This post consists of most common terminologies along with their explanation that is used in Machine Learning and Deep Learning papers. I will be using this post to refer to most common terms that I use in my other posts.
Principle Component Analysis is a technique used to reduce the dimensions of a given set of data features (fields) and their values. It is used to reduce the number of features in our data without compromising the accuracy too much. Basically, we try to emphasize variation and bring out strong patterns in a dataset. This is done by combining a group of possibly related features into a single new feature called a ‘principle component’.
As an example, consider a set of features about houses.
- It may have combinable features, like the length and breadth of a plot of land.
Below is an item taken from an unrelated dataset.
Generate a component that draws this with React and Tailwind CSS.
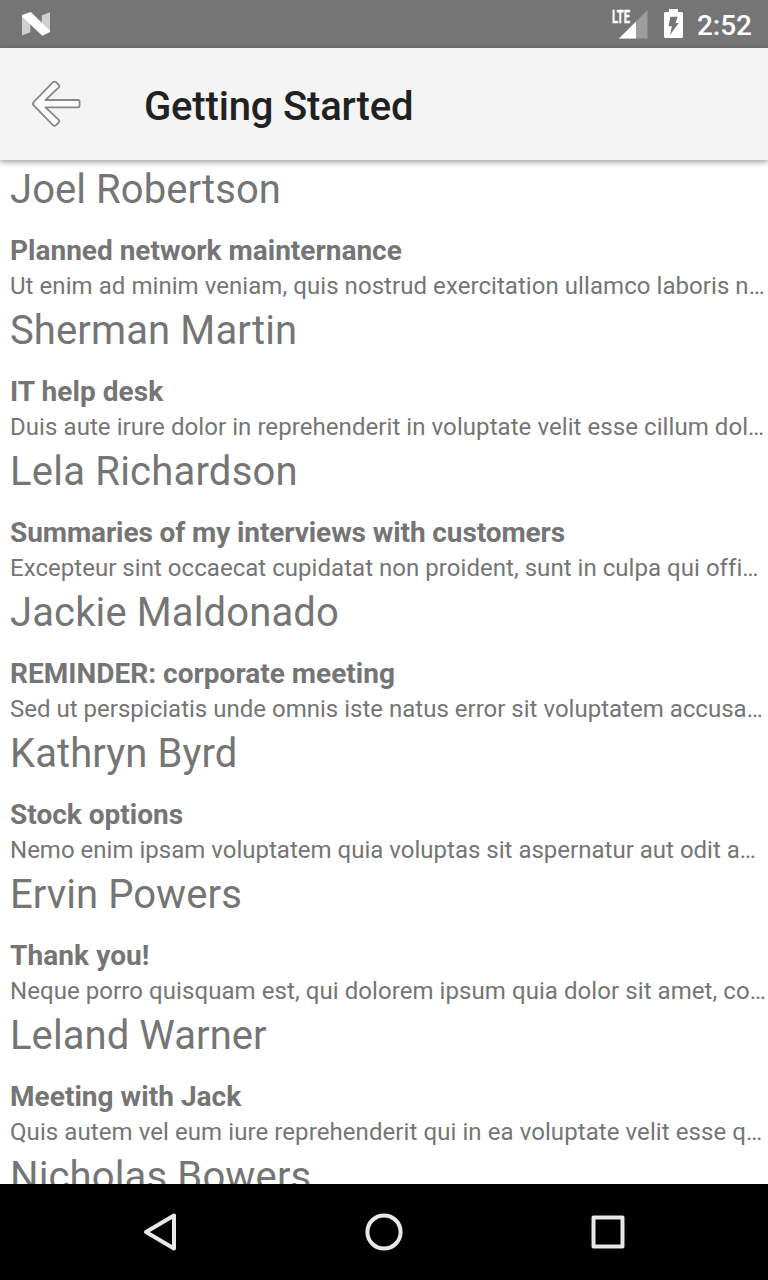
const messages = [
  { sender: ["Joel Robertson", "tracking-[0.07px]"], subject: ["Planned network mainternance", ""], body: ["Ut enim ad minim veniam, quis nostrud exercitation ullamco laboris n…", "tracking-[0.06px]"] },
  { sender: ["Sherman Martin", "tracking-[0.12px]"], subject: ["IT help desk", "tracking-[0.06px]"], body: ["Duis aute irure dolor in reprehenderit in voluptate velit esse cillum dol…", "tracking-[0.07px]"] },
  { sender: ["Lela Richardson", "tracking-[0.22px]"], subject: ["Summaries of my interviews with customers", "tracking-[-0.1px]"], body: ["Excepteur sint occaecat cupidatat non proident, sunt in culpa qui offi…", "tracking-[0.04px]"] },
  { sender: ["Jackie Maldonado", "tracking-[0.13px]"], subject: ["REMINDER: corporate meeting", "tracking-[0.02px]"], body: ["Sed ut perspiciatis unde omnis iste natus error sit voluptatem accusa…", "tracking-[0.01px]"] },
  { sender: ["Kathryn Byrd", "tracking-[0.09px]"], subject: ["Stock options", "tracking-[0.02px]"], body: ["Nemo enim ipsam voluptatem quia voluptas sit aspernatur aut odit a…", "tracking-[0.01px]"] },
  { sender: ["Ervin Powers", "tracking-[0.07px]"], subject: ["Thank you!", "tracking-[0.09px]"], body: ["Neque porro quisquam est, qui dolorem ipsum quia dolor sit amet, co…", "tracking-[0.07px]"] },
  { sender: ["Leland Warner", "tracking-[0.07px]"], subject: ["Meeting with Jack", "tracking-[0.04px]"], body: ["Quis autem vel eum iure reprehenderit qui in ea voluptate velit esse q…", "tracking-[0.08px]"] },
  { sender: ["Nicholas Bowers", "tracking-[0.14px]"], subject: ["", ""], body: ["", ""] },
];

function StatusBar() {
  return (
    <div className="flex h-12 shrink-0 items-center bg-[#757575] pl-[22px] pr-4 text-white">
      <svg width="28" height="24" viewBox="0 0 28 24">
        <path d="M0 3.200 8.300 8v12.300L0 23.500zM19.700 3.500 28 .300v19.500L19.700 15z" fill="#cfcfcf" />
        <path d="M0 4.200V3.200L8.800.200 28 19V19.800L20.300 23.600z" fill="#fff" stroke="#fff" strokeWidth="0.500" />
      </svg>
      <div className="ml-auto flex items-center">
        <svg className="overflow-visible" width="36" height="30" viewBox="0 0 36 30">
          <path d="M35.500 1v28.500H7z" fill="#9e9e9e" />
          <path d="M24 12.500v17H7z" fill="#fff" />
          <text x="0" y="13.700" textLength="18" lengthAdjust="spacingAndGlyphs" fill="#fff" stroke="#fff" strokeWidth="0.400" className="font-['Roboto',sans-serif] text-[17.5px] font-bold">LTE</text>
        </svg>
        <svg className="ml-4" width="19" height="30" viewBox="0 0 19 30">
          <path d="M5 0h9V3h3.500A1.500 1.500 0 0 1 19 4.500V27.500a1.500 1.500 0 0 1-1.500 1.500h-16A1.500 1.500 0 0 1 0 27.500V4.500A1.500 1.500 0 0 1 1.500 3H5z" fill="#fff" />
          <path d="M6.300 7.800h7.500l-2.300 6.200h3.300L6 26l1.900-8.800H4.600z" fill="#757575" />
        </svg>
        <span className="ml-[14px] mt-[3px] text-[28px] font-medium leading-[33px]">2:52</span>
      </div>
    </div>
  );
}

function Header() {
  return (
    <header className="z-10 flex h-28 shrink-0 items-center bg-[#f4f4f4] pl-8 shadow-[0_2px_6px_rgba(0,0,0,0.4)]">
      <svg width="50" height="48" viewBox="0 0.3 50 48">
        <path
          d="M1.400 24Q.400 23.500 1.400 22.600L21 2.500Q22.500 1.300 24 2.500L26.500 5Q27.900 6.500 26.500 8L13.500 20.300H46Q47.600 20.300 47.600 22V25.900Q47.600 27.600 46 27.600H13.500L26.500 40Q27.900 41.500 26.500 43L24 45.500Q22.500 46.900 21 45.500L1.400 25.400Q.400 24.500 1.400 24Z"
          fill="#fafafa" stroke="#888" strokeWidth="1.800" strokeLinejoin="round"
        />
      </svg>
      <h1 className="ml-[62px] mt-[5px] text-[40px] font-medium leading-[47px] tracking-[-0.17px] text-[#212121]">Getting Started</h1>
    </header>
  );
}

function Message({ sender, subject, body }) {
  return (
    <li className="flex h-[141px] shrink-0 flex-col whitespace-nowrap pl-[10px]">
      <div className={`text-[40px] leading-[47px] ${sender[1]}`}>{sender[0]}</div>
      <div className={`mt-[21px] text-[28px] font-bold leading-[33px] ${subject[1]}`}>{subject[0]}</div>
      <div className={`mt-[5px] text-[24px] leading-[28px] ${body[1]}`}>{body[0]}</div>
    </li>
  );
}

export default function App() {
  return (
    <div className="flex h-[1280px] w-[768px] flex-col overflow-hidden bg-white font-['Roboto',sans-serif]">
      <StatusBar />
      <Header />
      <ul className="flex min-h-0 flex-1 flex-col overflow-hidden pt-[6px] text-[#757575]">
        {messages.map((message) => (
          <Message key={message.sender[0]} {...message} />
        ))}
      </ul>
      <nav className="flex h-24 shrink-0 items-center justify-center gap-44 bg-black">
        <svg width="48" height="48" viewBox="0 0 48 48" fill="none" stroke="#e8e8e8" strokeWidth="4" strokeLinejoin="round">
          <path d="M38 7.500v33L10 24z" />
        </svg>
        <svg width="48" height="48" viewBox="0 0 48 48" fill="none" stroke="#e8e8e8" strokeWidth="4">
          <circle cx="24" cy="24" r="16.600" />
        </svg>
        <svg width="48" height="48" viewBox="0 0 48 48" fill="none" stroke="#e8e8e8" strokeWidth="4" strokeLinejoin="round">
          <path d="M9.500 9.500h29v29h-29z" />
        </svg>
      </nav>
    </div>
  );
}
These can be combined into “area”.
- It may list similar data multiple times, like area in square meters as well as square feet.
- Even without clear correlations, we can often combine features and receive a satisfactory result that needs less space and makes algorithms process this data faster.
In 2 dimensions, PCA combines features by finding a new vector (1 dimension) and projecting the values onto it. For larger dimensions, PCA reduces values in a ‘space’ of n dimensions to a ‘subspace’ of k dimensions (k<n).
- First, we standardize the data set by Scaling (reduce all data ranges to [0,1]) and Normalization (subtract the means to get a mean of 0 for each feature)
- The subspace is chosen to maximise the variance in the dataset. This means the magnitude of their projections (distance from the origin in the subspace) must be maximised.
- This can be achieved by choosing new vectors along eigenvectors of the covariance matrix. The covariance matrix defines the ‘spread’ of the data. Its values show how the values of its axes change with respect to each other, thus providing the shape of data. By definition, eigenvectors denote directions along which projection lengths will scale linearly, so the variance is not reduced.
- Since we need to maximise the values and we only need k vectors, we choose k eigenvectors, corresponding to the k largest eigenvalues.
- Now that the new vectors are obtained, multiply them by the data to get create the reduced set of values.
The dataset used in most Machine Learning problems consist of two things: pattern + noise. The job of the machine learning model is to learn the pattern in the data and ignore the noise. If it is also learning the noise then it’s overfitting.Let’s take an example of pattern + noise in a house pricing dataset. So the features in this dataset can be the number of rooms, area, location, etc. So based on these given features we can estimate the price of the house. But as we know that not all the houses that have the same features have the same price. This variation in price — of houses with same features — is called noise.
Our model must only learn the pattern (simpler model) but learn to ignore the noise(higher order polynomial). So to make the model ignore the noise, we need to have a mechanism that penalizes the model everytime it considers the noise(higher order polynomial) while training. This mechanism of penalizing every time the model chooses higher order polynomial — which has an insignificant reduction in error — is called regularization.
1. Continuous Random Variable
It can store an infinite amount of values in it. Usually, when continuous variables are plotted, they create a line in the graph.
For example, the weight of a person, the height of a person, the temperature of water, etc can be represented using any real number.
2. Discrete Random Variable
It can store a limited amount of values in it. Usually, to plot discrete variables, histograms are used.
For example, the number of candies in a jar, no. of days in a week, etc can be represented using any positive integer.